Aux côtés de The Lovers, j'ai enfin trouvé l'autre moitié du trésor. Et sur ces paroles, je m'éclipse vers d'autres aventures.


 

Darkness Falls

de Jonathan Liebesman

        L'année 2002 avait donné naissance à deux perles de cinéma fantastique "à l'ancienne". D'un côté le très jouissif Blade 2, hommage réussi aux chefs-d'œuvre de l'horreur-action (AlienS, Predator, Near Dark...), et de l'autre le très glauque Jeepers Creepers, qui révisait gaillardement la copie des classiques des Croque-mitaines lourdement portés vers notre inconscient cradingue (Freddy & co). Bonne nouvelle, l'année 2003 apporte un nouveau lot de bien bonnes choses pour nostalgiques des films du samedi soir des glorieuses 80's. Un revival qui culminera jusqu'à nouvel ordre avec la ressortie fastueuse de l'un des étalons du genre, le mythique Evil Dead de Sam Raimi (du temps où il ne faisait pas n'importe quoi avec des SPFX à plusieurs millions de dollars la minute). 

        Tout d'abord, ah, le moins bon en premier, Darkness Falls.

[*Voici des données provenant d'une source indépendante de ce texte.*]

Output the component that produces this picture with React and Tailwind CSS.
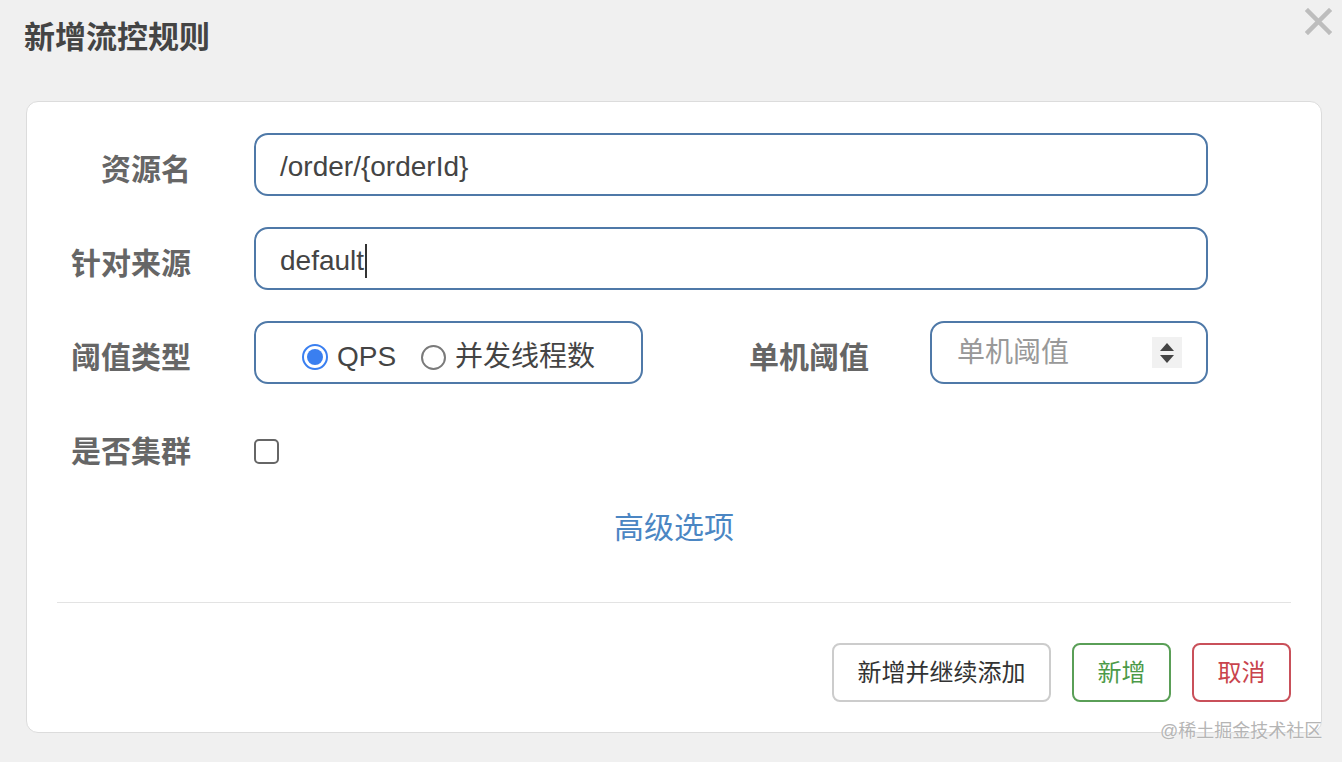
import React from 'react';

const cjk = { fontFamily: '"Liberation Sans", "Noto Sans CJK SC", sans-serif' };

function Label({ children, className = '' }) {
  return (
    <div className={`w-[121px] shrink-0 text-right text-[30px] leading-[40px] font-bold text-[#666] ${className}`}>
      {children}
    </div>
  );
}

function Radio({ checked, children }) {
  return (
    <label className="flex items-center gap-[9px]">
      {checked ? (
        <span className="w-[26px] h-[26px] rounded-full border-[2px] border-[#3a7ff0] flex items-center justify-center">
          <span className="w-[16px] h-[16px] rounded-full bg-[#3a7ff0]" />
        </span>
      ) : (
        <span className="w-[25px] h-[25px] rounded-full border-[2px] border-[#7a7a7a] bg-white" />
      )}
      <span className="text-[28px] leading-[36px] text-[#444]">{children}</span>
    </label>
  );
}

export default function App() {
  return (
    <div className="relative w-[1342px] h-[762px] bg-[#f0f0f0] overflow-hidden" style={cjk}>
      {/* Header */}
      <div className="flex justify-between items-start h-[101px]">
        <h1 className="pl-[24px] pt-[18px] text-[31px] leading-[40px] font-bold text-[#444]">新增流控规则</h1>
        <svg className="mt-[8px] mr-[10px]" width="27" height="27" viewBox="0 0 27 27">
          <path d="M3 3 L24 24 M24 3 L3 24" stroke="#bdbdbd" strokeWidth="4.5" strokeLinecap="square" />
        </svg>
      </div>

      {/* Card */}
      <div className="ml-[26px] w-[1296px] h-[632px] bg-white border border-[#dcdcdc] rounded-[12px] px-[30px] pt-[31px] pb-[30px] flex flex-col">
        <div className="pl-[13px] pr-[83px] flex flex-col gap-[31px]">
          <div className="flex items-center h-[63px]">
            <Label className="mt-[10px]">资源名</Label>
            <div className="ml-[63px] flex-1 h-[63px] border-2 border-[#4f79a8] rounded-[14px] flex items-center pl-[24px] pt-[4px] text-[28px] text-[#444]">
              /order/{'{'}orderId{'}'}
            </div>
          </div>
          <div className="flex items-center h-[63px]">
            <Label className="mt-[10px]">针对来源</Label>
            <div className="ml-[63px] flex-1 h-[63px] border-2 border-[#4f79a8] rounded-[14px] flex items-center pl-[24px] pt-[4px] text-[28px] text-[#444]">
              default<span className="inline-block w-[2px] h-[34px] bg-[#333] ml-[1px]" />
            </div>
          </div>
          <div className="flex items-center h-[63px]">
            <Label className="mt-[10px]">阈值类型</Label>
            <div className="ml-[63px] w-[389px] h-[63px] border-2 border-[#4f79a8] rounded-[14px] flex items-center justify-center gap-[25px] pt-[9px]">
              <Radio checked>QPS</Radio>
              <Radio>并发线程数</Radio>
            </div>
            <Label className="ml-[105px] mt-[10px]">单机阈值</Label>
            <div className="ml-[61px] flex-1 h-[63px] border-2 border-[#4f79a8] rounded-[14px] flex items-center justify-between pl-[25px] pr-[24px]">
              <span className="text-[28px] text-[#999]">单机阈值</span>
              <span className="w-[30px] h-[31px] bg-[#f1f1f1] flex flex-col items-center justify-center gap-[4px]">
                <svg width="14" height="8" viewBox="0 0 14 8"><path d="M7 0 L14 8 L0 8 Z" fill="#444" /></svg>
                <svg width="14" height="8" viewBox="0 0 14 8"><path d="M0 0 L14 0 L7 8 Z" fill="#444" /></svg>
              </span>
            </div>
          </div>
        </div>

        <div className="pl-[13px] mt-[36px] flex items-center h-[63px]">
          <Label>是否集群</Label>
          <span className="ml-[63px] w-[25px] h-[25px] rounded-[5px] border-[2px] border-[#666] bg-white" />
        </div>

        <div className="mt-[25px] text-center text-[30px] leading-[40px] text-[#4b86c3]">高级选项</div>

        <div className="mt-[54px] h-px bg-[#e3e3e3]" />

        <div className="mt-[40px] flex justify-end gap-[21px]">
          <button className="w-[219px] h-[59px] border-2 border-[#cccccc] rounded-[8px] bg-white text-[24px] text-[#333]">
            新增并继续添加
          </button>
          <button className="w-[99px] h-[59px] border-2 border-[#5a9f57] rounded-[8px] bg-white text-[24px] text-[#4c9a48]">
            新增
          </button>
          <button className="w-[99px] h-[59px] border-2 border-[#c9505a] rounded-[8px] bg-white text-[24px] text-[#c9444d]">
            取消
          </button>
        </div>
      </div>

      {/* Watermark */}
      <div className="absolute left-[1160px] top-[718px] text-[18px] leading-[26px] text-[#b5b5b5] [text-shadow:0_0_2px_#fff]">
        @稀土掘金技术社区
      </div>
    </div>
  );
}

J'évoquais il y a quelques mois les frustrations issues de la première vision de Jeepers Creepers. Des prémisses alléchantes pour un résultat pas du tout à la hauteur. Et bien, à la vue de ce Darkness Falls, Jeepers Creepers fait figure de banquet royal. En effet, Darkness Falls est encore plus enivrant a priori que le film de Victor Salva. On nous y conte l'histoire de la "Fée des Dents" (The Tooth Fairy, inconnue dans nos contrées, parce que chez nous, c'est la petite souris qui s'y colle). Cette Fée est un peu spéciale, avouons-le. C'est une bonne dame des années 1900, qui avait pour habitude d'échanger la dernière dent de lait des enfants contre une pièce. Rien de bien mystérieux, ni rien de bien méchant. Sauf que la maison de la bonne dame a brûlé et que cette chère Mathilda est devenue le sosie de Freddy Kruger. Mais elle n'était pas morte, cette force de la nature ! Ouhla, non, pas encore. Mais elle ne pouvait plus sortir en plein jour (la peau amochée, tout ça) et elle devait porter un masque (Halloween, tout ça). Peu après, à la suite d'une méprise, les braves gens l'ont pendu. Évidemment, elle a maudit tout ce petit monde avant de passer l'arme à gauche. Et depuis, dans la sympathique bourgade de Darkness Falls, elle vient recueillir les dernières dents des petits enfants. Et si par malheur vous lui jetez un coup d'œil quand elle vient. Et que vous restez dans les ténèbres. Et bien elle vous massacre. Hop. Comme ça. Pour le fun.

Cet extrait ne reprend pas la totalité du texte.